Retinal optical coherence tomography and magnetic resonance imaging in neuromyelitis optica spectrum disorders and MOG-antibody associated disorders: an updated review

INTRODUCTION

Neuromyelitis optica spectrum disorders (NMOSD) and myelin oligodendrocyte glycoprotein IgG antibody-associated disorders (MOGAD) comprise two groups of rare neuroinflammatory diseases that cause attack-related damage to the central nervous system (CNS). Clinical attacks are often characterized by optic neuritis, transverse myelitis, and to a lesser extent, brainstem encephalitis/area postrema syndrome.
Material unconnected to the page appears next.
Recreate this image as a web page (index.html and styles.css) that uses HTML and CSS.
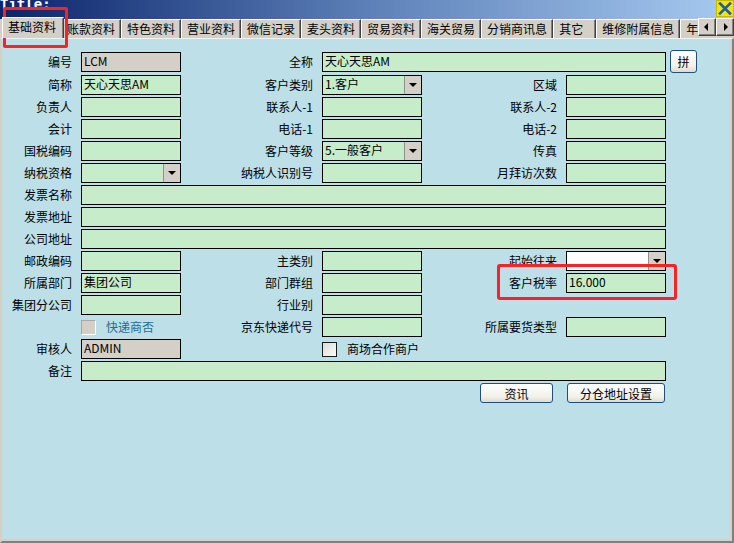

Retinal optical coherence tomography (OCT) is a non-invasive technique that allows for in vivo thickness quantification of the retinal layers. Apart from OCT, magnetic resonance imaging (MRI) plays an increasingly important role in NMOSD and MOGAD diagnosis based on the current international diagnostic criteria. Retinal OCT and brain/spinal cord/optic nerve MRI can help to distinguish NMOSD and MOGAD from other neuroinflammatory diseases, particularly from multiple sclerosis, and to monitor disease-associated CNS-damage.

AREAS COVERED

This article summarizes the current status of imaging research in NMOSD and MOGAD, and reviews the clinical relevance of OCT, MRI and other relevant imaging techniques for differential diagnosis, screening and monitoring of the disease course.

EXPERT OPINION

Retinal OCT and MRI can visualize and quantify CNS damage in vivo, improving our understanding of NMOSD and MOGAD pathology. Further efforts on the standardization of these imaging techniques are essential for implementation into clinical practice and as outcome parameters in clinical trials.